Ceux qui ont créé une relation de confiance

Il estime qu’un durcissement de la loi sur protection des données devrait bénéficier aux entreprises qui ont su inspirer la confiance dans leur relation avec le client tout au long des années, et cela devrait nuire à ceux qui ont inspiré la défiance.

Et dans ce cas, selon lui, c’est Google ou Facebook qui l’emporterait contre les banques et les opérateurs télécoms. Nicolas Colin est également co-fondateur de TheFamily, un accélérateur d’écosystème pour les startups et les grandes entreprises, et suit au quotidien l’activité des startups de la Silicon Valley.

Les firmes US vont trop loin

« On entend beaucoup dans les sphères où j’évolue les entreprises dirent ‘il faut renforcer la protection sur les données contre les firmes US qui vont trop loin’ » indique-t-il. « Or, ce renforcement va poser problème à ceux qui vous inspirent la défiance, plutôt qu’à celles qui vous inspirent la confiance. »

Il poursuit : « si on demandait aux consommateurs entre Google et Facebook et les banques et les opérateurs télécoms, à qui allez-vous donner vos données ? La réponse est connue d’avance. C’est à Google et à Facebook parce qu’ils ont su montrer qu’ils utilisaient les données pour améliorer les services depuis des années. »  Nicolas Colin met les banques à l’index : « elles prélèvent des frais incompréhensibles. » Quant aux opérateurs télécoms, « ils vous enferment dans des abonnements. »

Pourquoi le CAC40 n’a-t-il rien fait ? 

Il insiste, « renforcer la législation sur la protection des données, nuit aux entreprises qui inspirent la défiance, plutôt qu’à celles qui ont travaillé à nous inspirer confiance, et dans l’amélioration de leurs services. » Il interroge : pourquoi avons-nous laissé les quatre cavaliers de l’Apocalypse – Google, Facebook, Apple et Amazon – s’emparer de la confiance avec le client ? Pourquoi nos groupes du CAC40 n’ont-ils pas réussi cela?

« Le premier élément de réponse, est qu’il n’y a pas cet impératif aux entreprises en France d’inspirer confiance à leurs clients. Ils n’ont pas à créer ce lien privilégié » répond Nicolas Colin.   Il valorise la démarche des sociétés américaines qui à l’instar d’Uber, la société de transport par VTC, a tout son temps pour lier cette relation de confiance avec ses clients. « La relation de confiance, c’est comme avec un doudou, on sait que les données sont collectées pour améliorer le service, et que si cela va trop loin, on va pouvoir s’exprimer » décrit-il comme étant le point fort des géants qui ont su créer cette relation d’intimité avec leurs clients.
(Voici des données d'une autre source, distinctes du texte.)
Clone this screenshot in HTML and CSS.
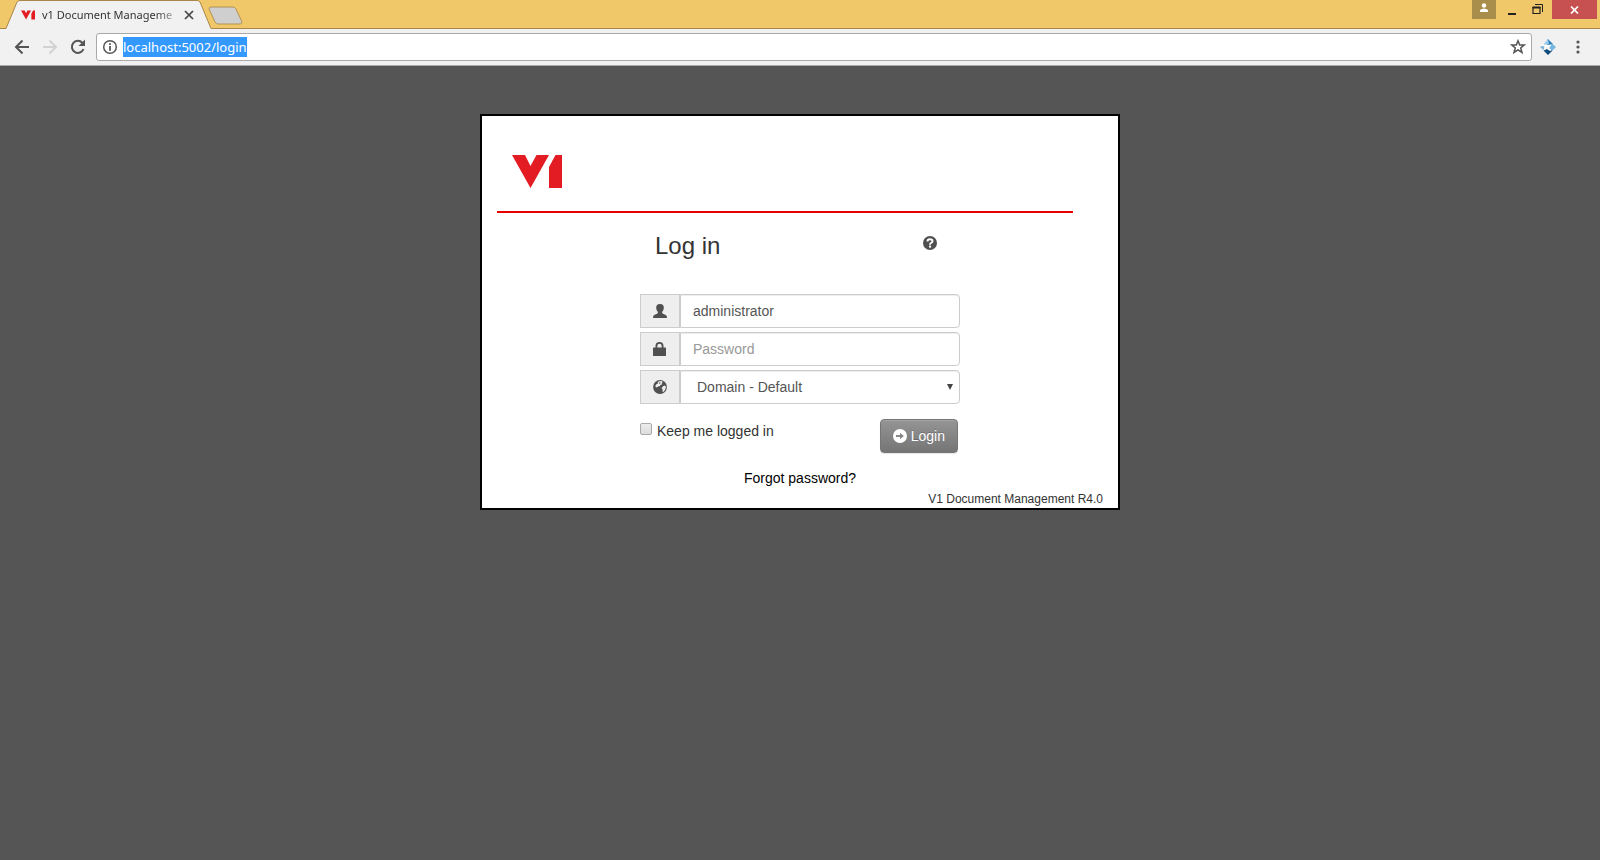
FILE: index.html
```html
<!DOCTYPE html>
<html lang="en">
<head>
<meta charset="utf-8">
<title>v1 Document Management</title>
<link rel="stylesheet" href="styles.css">
</head>
<body>
<header class="browser">
  <div class="titlebar">
    <div class="tab">
      <svg class="tab-shape" viewBox="0 0 208 29" aria-hidden="true"><path d="M0 29V28.500H1L12 2Q13 .5 15 .5H192Q194 .5 195 2L206 28.500H208V29Z" fill="#f1f1f1"/><path d="M0 28.500H1L12 2Q13 .5 15 .5H192Q194 .5 195 2L206 28.500H208" fill="none" stroke="#a88749"/></svg>
      <svg class="favicon" viewBox="0 0 50 33" aria-hidden="true"><path d="M0 0H13L18 10L23 0H36L18 33ZM37 12L43 0H50V33H37Z" fill="#e31b23"/></svg>
      <span class="tab-title">v1 Document Manageme</span>
      <button class="tab-close" aria-label="Close tab"><svg width="10" height="10" viewBox="0 0 10 10"><path d="M1 1L9 9M9 1L1 9" stroke="#444" stroke-width="1.700"/></svg></button>
    </div>
    <button class="new-tab" aria-label="New tab"><svg width="36" height="19" viewBox="0 0 36 19"><path d="M3 1H25Q27 1 28 3L34 16Q34 18 32 18H10Q8 18 7 16L1 3Q1 1 3 1Z" fill="#cfcfcf" stroke="#b29255"/></svg></button>
    <div class="window-controls">
      <button class="profile" aria-label="Profile"><svg width="10" height="10" viewBox="0 0 10 10"><circle cx="5" cy="2.500" r="2.200" fill="#fff"/><path d="M1 9V7Q3 5.500 5 5.500T9 7V9Z" fill="#fff"/></svg></button>
      <button class="minimize" aria-label="Minimize"><svg width="10" height="10" viewBox="0 0 10 10"><path d="M1 6H9V8H1Z" fill="#222"/></svg></button>
      <button class="restore" aria-label="Restore"><svg width="11" height="11" viewBox="0 0 11 11"><path d="M3 .5H10.500V8" fill="none" stroke="#222"/><path d="M1 3.500H8V9.500H1Z" fill="none" stroke="#222" stroke-width="1.200"/><path d="M.5 2.500H8.500V4.500H.5Z" fill="#222"/></svg></button>
      <button class="close" aria-label="Close"><svg width="9" height="8" viewBox="0 0 9 8"><path d="M1 .5L8 7.500M8 .5L1 7.500" stroke="#fff" stroke-width="1.700"/></svg></button>
    </div>
  </div>
  <div class="toolbar">
    <button class="nav" aria-label="Back"><svg width="16" height="16" viewBox="0 0 16 16"><path d="M15 8H2M8.500 1.500L2 8L8.500 14.500" fill="none" stroke="#555" stroke-width="2"/></svg></button>
    <button class="nav" aria-label="Forward"><svg width="16" height="16" viewBox="0 0 16 16"><path d="M1 8H14M7.500 1.500L14 8L7.500 14.500" fill="none" stroke="#d2d2d2" stroke-width="2"/></svg></button>
    <button class="nav" aria-label="Reload"><svg width="16" height="16" viewBox="0 0 16 16"><path d="M13.500 10A6 6 0 1 1 12.300 3.800" fill="none" stroke="#555" stroke-width="2"/><path d="M15 .5V7H8.500Z" fill="#555"/></svg></button>
    <div class="omnibox">
      <svg width="16" height="16" viewBox="0 0 16 16" aria-hidden="true"><circle cx="8" cy="8" r="6.300" fill="none" stroke="#555" stroke-width="1.500"/><path d="M7.100 7H8.900V11.700H7.100ZM7.100 4.200H8.900V5.900H7.100Z" fill="#555"/></svg>
      <input class="url" type="text" aria-label="Address" value="localhost:5002/login" spellcheck="false" autofocus>
      <button class="star" aria-label="Bookmark"><svg width="16" height="16" viewBox="0 0 16 16"><path d="M8 1.800L9.700 6H14.200L10.700 9L12 13.500L8 10.900L4 13.500L5.300 9L1.800 6H6.300Z" fill="none" stroke="#555" stroke-width="1.500"/></svg></button>
    </div>
    <button class="ext" aria-label="Extension"><svg width="16" height="16" viewBox="0 0 16 16"><path d="M8 0L13 5L12 6H3.500L5 4Q7 3 8 0Z" fill="#2e7fb8"/><path d="M8 0L4.500 4.500L5 6L9 5Z" fill="#9ccbea"/><path d="M12 4.500L16 8L12.500 11.500L9.500 10V6.500Z" fill="#74b4de"/><path d="M0 8L2.500 6.500L4.500 7.500L3.500 11Z" fill="#7fb4da"/><path d="M3.500 11.500L6 10L9 11L12.500 11.500L8 16Z" fill="#0d4c7d"/><path d="M1.500 6.700Q3.500 5.600 6 6.300T11 6.300M5.500 6.500Q5.800 9 4.500 11M8.700 6.500V9.500Q9 11.300 11 10.800" fill="none" stroke="#fff" stroke-width="1.500"/></svg></button>
    <button class="menu" aria-label="Menu"><svg width="4" height="14" viewBox="0 0 4 14"><circle cx="2" cy="2" r="1.600" fill="#555"/><circle cx="2" cy="7" r="1.600" fill="#555"/><circle cx="2" cy="12" r="1.600" fill="#555"/></svg></button>
  </div>
</header>

<main class="page">
  <section class="dialog">
    <div class="brand">
      <svg class="logo" width="50" height="33" viewBox="0 0 50 33" role="img" aria-label="V1"><path d="M0 0H13L18.500 11L24.500 0H37L18.500 33ZM37 12L43.500 0H50V33H37Z" fill="#e31b23"/></svg>
    </div>
    <form class="login-form">
      <div class="heading">
        <h1>Log in</h1>
        <button type="button" class="help" aria-label="Help"><svg width="14" height="14" viewBox="0 0 14 14"><circle cx="7" cy="7" r="7" fill="#505050"/><path d="M4.500 5.500Q4.500 3.300 7 3.300T9.500 5.200Q9.500 6.300 8 7Q7 7.500 7 8.700" fill="none" stroke="#fff" stroke-width="1.900"/><path d="M6 9.600H8.100V11.600H6Z" fill="#fff"/></svg></button>
      </div>
      <div class="fields">
        <div class="group">
          <label class="addon" for="user" aria-label="User name"><svg width="14" height="14" viewBox="0 0 14 14"><path d="M7 0C9.800 0 10.900 1.600 10.800 3.600C10.800 5.600 10.200 6.800 9.200 7.800V9C9.500 10 13 10.500 13.700 12L14 14H0L.3 12C1 10.500 4.500 10 4.800 9V7.800C3.800 6.800 3.200 5.600 3.200 3.600C3.100 1.600 4.200 0 7 0Z" fill="#505050"/></svg></label>
          <input class="control" id="user" type="text" value="administrator">
        </div>
        <div class="group">
          <label class="addon" for="pass" aria-label="Password"><svg width="14" height="14" viewBox="0 0 14 14"><path d="M0 6Q0 5.400 .6 5.400H2.500V4Q2.500 0 6.500 0T10.500 4V5.400H12.400Q13 5.400 13 6V13.400Q13 14 12.400 14H.6Q0 14 0 13.400ZM4.300 5.400H8.700V4Q8.700 1.700 6.500 1.700T4.300 4Z" fill="#505050"/></svg></label>
          <input class="control" id="pass" type="password" placeholder="Password">
        </div>
        <div class="group">
          <label class="addon" for="domain" aria-label="Domain"><svg width="14" height="14" viewBox="0 0 14 14"><circle cx="7" cy="7" r="6.900" fill="#505050"/><path d="M6 1.300L8 1L9.800 1.800L8.800 3.200L9.200 4.300L7.500 5L6.500 6.300L5 6.500L3.600 7.600L2.300 6.400L3 4.500L4.800 3.800L4.700 2.500Z" fill="#eee"/><path d="M10 6.200L12 5.600L13 7L12 10L10.300 12L9.300 11.200L9.700 9.500L8.500 8.300Z" fill="#eee"/><path d="M6.300 2.500L7.600 2.300L7.200 3.500L6 4Z" fill="#505050"/></svg></label>
          <select class="control" id="domain"><option>Domain - Default</option></select>
        </div>
      </div>
      <div class="actions">
        <label class="keep"><input type="checkbox"><span>Keep me logged in</span></label>
        <button type="button" class="submit"><svg width="14" height="14" viewBox="0 0 14 14" aria-hidden="true"><circle cx="7" cy="7" r="7" fill="#fff"/><path d="M3 6.100H7V3.800L10.900 7L7 10.200V7.900H3Z" fill="#868686"/></svg><span>Login</span></button>
      </div>
    </form>
    <a class="forgot" href="#">Forgot password?</a>
    <p class="version">V1 Document Management R4.0</p>
  </section>
</main>
<script src="app.js"></script>
</body>
</html>
```
FILE: styles.css
```css
* { box-sizing: border-box; }
body {
  margin: 0;
  min-height: 100vh;
  background: #555;
  color: #333;
  font: 14px/20px "Liberation Sans", Arial, sans-serif;
}
button { margin: 0; padding: 0; border: 0; background: none; font: inherit; }
svg { display: block; flex: none; }

.browser { font-family: "Noto Sans", "Open Sans", sans-serif; }
.titlebar {
  display: flex;
  height: 29px;
  padding-left: 5px;
  background: #f0c869;
  box-shadow: inset 0 -1px #a88749;
}
.tab {
  position: relative;
  display: flex;
  align-items: center;
  width: 208px;
  padding: 0 19px 0 16px;
}
.tab-shape { position: absolute; left: 0; top: 0; width: 208px; height: 29px; }
.favicon { position: relative; width: 14px; height: 10px; }
.tab-title {
  position: relative;
  flex: 1;
  margin-left: 7px;
  white-space: nowrap;
  font-size: 11px;
  color: #333;
  -webkit-mask-image: linear-gradient(to right, #000 80%, transparent);
  mask-image: linear-gradient(to right, #000 80%, transparent);
}
.tab-close { position: relative; }
.new-tab { align-self: center; margin-left: -5px; padding-top: 2px; }
.window-controls {
  display: flex;
  align-items: flex-start;
  margin-left: auto;
  padding-right: 3px;
}
.window-controls button { display: grid; place-items: center; height: 19px; }
.profile { width: 24px; background: #a98d4b; }
.window-controls .profile { padding-bottom: 3px; }
.minimize { width: 32px; padding-top: 5px; }
.restore { width: 24px; padding-right: 5px; }
.close { width: 45px; background: #c75050; }

.toolbar {
  display: flex;
  align-items: center;
  height: 37px;
  padding: 0 20px 0 14px;
  background: #f1f1f1;
  border-bottom: 1px solid #aaa;
}
.nav { margin-right: 12px; }
.nav + .nav + .nav { margin-right: 10px; }
.omnibox {
  display: flex;
  flex: 1;
  align-items: center;
  height: 28px;
  padding: 0 5px;
  background: #fff;
  border: 1px solid #a9a9a9;
  border-radius: 3px;
}
.url {
  flex: 1;
  height: 20px;
  margin-left: 5px;
  padding: 0;
  border: 0;
  outline: 0;
  font: 13px/20px "Noto Sans", "Open Sans", sans-serif;
}
.url::selection { background: #3399ff; color: #fff; }
.ext { margin: 0 20px 0 8px; }

.page { padding: 48px 16px; }
.dialog {
  display: flex;
  flex-direction: column;
  max-width: 640px;
  margin: 0 auto;
  padding: 0 15px;
  background: #fff;
  border: 2px solid #000;
}
.brand {
  height: 97px;
  margin-right: 30px;
  padding: 39px 15px 0;
  border-bottom: 2px solid #e60000;
}
.login-form { width: 100%; max-width: 320px; margin: 0 auto; }
.heading {
  display: flex;
  align-items: flex-start;
  justify-content: space-between;
  padding: 20px 23px 0 15px;
}
h1 { margin: 0; font-size: 24px; line-height: 26px; font-weight: 400; color: #333; }
.help { padding-top: 3px; }
.fields { display: grid; gap: 4px; margin-top: 35px; }
.group { display: flex; }
.addon {
  display: grid;
  place-items: center;
  width: 40px;
  background: #eee;
  border: 1px solid #ccc;
}
.control {
  flex: 1;
  min-width: 0;
  height: 34px;
  padding: 6px 12px;
  color: #555;
  background: #fff;
  border: 1px solid #ccc;
  border-radius: 0 4px 4px 0;
  box-shadow: inset 0 1px 1px rgba(0, 0, 0, .075);
  font: 14px/20px "Liberation Sans", Arial, sans-serif;
}
.control::placeholder { color: #999; opacity: 1; }
select.control {
  appearance: none;
  padding-left: 16px;
  background: #fff url("data:image/svg+xml,%3Csvg xmlns='http://www.w3.org/2000/svg' width='6' height='6'%3E%3Cpath d='M0 0H6L3 6Z' fill='%23444'/%3E%3C/svg%3E") no-repeat right 6px center;
}
.actions {
  display: flex;
  align-items: flex-start;
  justify-content: space-between;
  padding: 15px 2px 0 0;
}
.keep { display: flex; align-items: flex-start; gap: 5px; padding-top: 2px; }
.keep input {
  appearance: none;
  width: 12px;
  height: 12px;
  margin: 2px 0 0;
  border: 1px solid #aaa;
  border-radius: 2px;
  background: linear-gradient(#ededed, #dcdcdc);
}
.submit {
  display: flex;
  align-items: center;
  gap: 4px;
  height: 34px;
  padding: 0 12px;
  color: #fff;
  background: linear-gradient(#959595, #757575);
  border: 1px solid #757575;
  border-radius: 4px;
  box-shadow: inset 0 1px rgba(255, 255, 255, .15), 0 1px 1px rgba(0, 0, 0, .1);
  text-shadow: 0 -1px rgba(0, 0, 0, .2);
}
.forgot { align-self: center; margin-top: 15px; color: #000; text-decoration: none; }
.version { margin: 2px 0 0; text-align: right; font-size: 12px; line-height: 18px; }
```
FILE: app.js
```js
const url = document.querySelector(".url");
url.focus();
url.select();
```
« Uber a levé 250 millions de dollars auprès de Google Ventures. Ce qui leur donne une patience infinie pour se lier à leurs clients. Ils sont annoncés comme les vainqueurs » indique-t-il. Conclusion, si on ne se ressaisit pas de ce côté de l’Atlantique, « la France va continuer de dégringoler, » termine-t-il.

Photo, Nicolas Colin, célèbre co-auteur du rapport Colin et Collin sur la fiscalité du numérique et membre de la CNIL, le 13 mai 2014 à la Bourse du Commerce de Paris. 

Nos décideurs manquent de maturité sur le Big Data, pour Nicolas Colin

« Nos décideurs considèrent trop souvent que si l’on collecte des données c’est pour nous profiler et nous envoyer des publicités » décrit Nicolas Colin. « Cela prouve l’immaturité sur le sujet du Big Data. Car le Big Data cela concerne aussi la personnalisation du service, l’assemblage de propositions, c’est un peu comme un bon serveur dans un restaurant qui finit par connaître vos goûts et vous proposent ce que vous aimez » illustre-t-il.

Il poursuit : « Avec le Big Data, on sait aussi jusqu’à quel prix vous êtes prêt à payer, et cela permet de pousser le prix au plus haut. Mais cela permet aussi d’améliorer une Appli, de mieux placer un bouton pour améliorer le taux de conversion. »

Enfin, il y a les entreprises qui ont trop de données. « Elle les mettent dans une plateforme pour les partager, et faire créer de la valeur par des tiers, avec qui elles partagent les revenus.  » En conclusion, le software va envahir tous les secteurs, « Amazon et Netflix se définissent comme des software companies » conclut-il.